Sunday, July 8, 2012

Salt in My Mouth

Tumultuous. When I was a kid, I'd wade waist-deep into the ocean and face the approaching waves. It seemed necessary that I do this, that I let myself ride alongside the cresting sea foam, to give in to the rhythmic pull of nature. But sometimes a wave would rush in, too large for my skinny little-kid body, and I would tumble feet over head into the current, salt rushing into my nose and mouth.

I never learned how to swim. For those few seconds I lost myself in the wave, lost sense of gravity and the sun and the comforting tug of earth, I thought I might drown. Each and every time. It was terrifying. 

Don't ask me why I kept doing this to myself.

I'm tumbling through a gigantic wave as I type these words. My heartbeat caught in my throat.

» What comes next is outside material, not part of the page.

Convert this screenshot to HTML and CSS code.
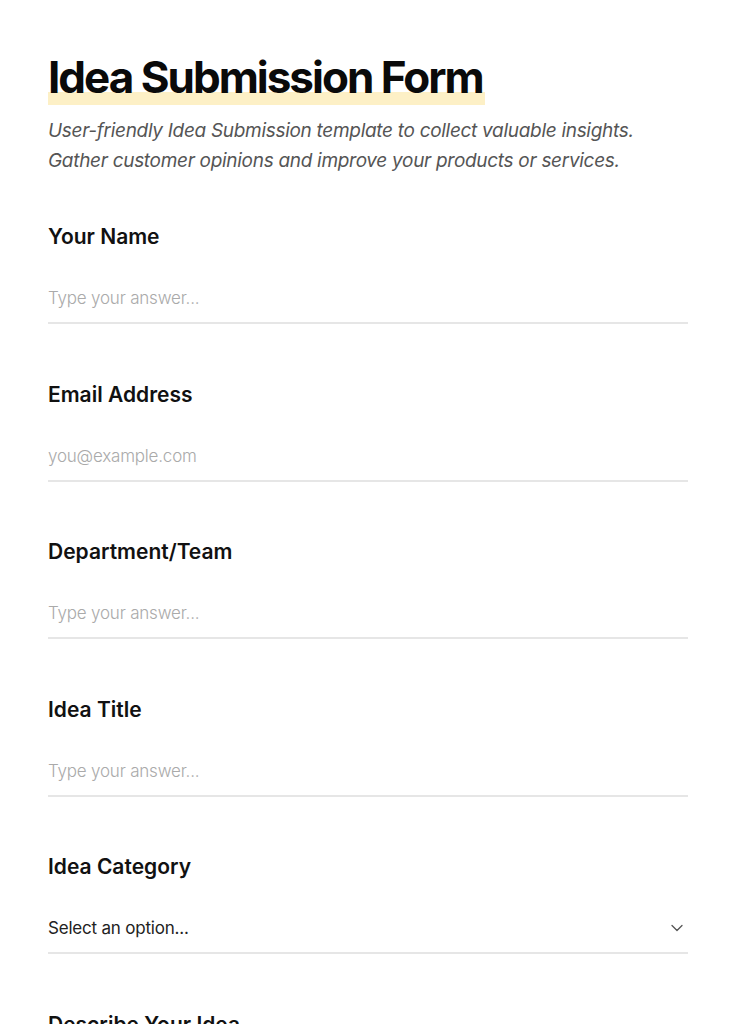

I want to know where the goddamned ground is. That soft layer of sand, solid under my feet. Right now, life is uncertain, stormy, and scary as hell.

I feel a confession coming on.

There are things that haunt me. I know I intended trying to live without regret. I'm working on it. But I still have some. Old ones, fading thin-white like scars. New ones, crimson and wince-painful.

Everything I didn't say. The courage that slipped out from under me like an unreliable Peter Pan shadow. Walking away when I shouldn't have. Or staying when I should have walked away.

Just. Know that I feel more strongly than I let on. Sometimes feelings rush and burn through me like a brilliant summer day. I'm afraid of getting hurt. I'm afraid of letting other people in. 

I used to like the idea of pretty little vignettes, with a beginning and an end. I wanted to keep my life contained in that way, compartmentalized, without messiness or drama.  To keep people at arm's length. To say definitely to myself: and that's the end of that.

Just. Know that I meant to do things differently. There are so many yous I'm speaking to right now. So many invitations I should have accepted, or extended; eyes I should have looked into; notes/emails I should have written; phone calls I should have made; people I admired who I let walk out of my life without a word. A casual "hey, want to get dinner sometime?" is so hard for me, even in the most innocuous of situations. I don't remember the last time I asked anyone to lunch, or coffee, or just to hang out in a smoky bar.

Just. Know this. Even if you don't read this blog, or know I have a blog, or that blogs even exist in the world, because you no longer exist in this world. Know this somehow, anyway. That I wish we had that lunch/dinner/coffee/drink. That I could have known you better. 

And if once I tumble out of this wave, I will reach out and tell you this. And I will try not to be afraid.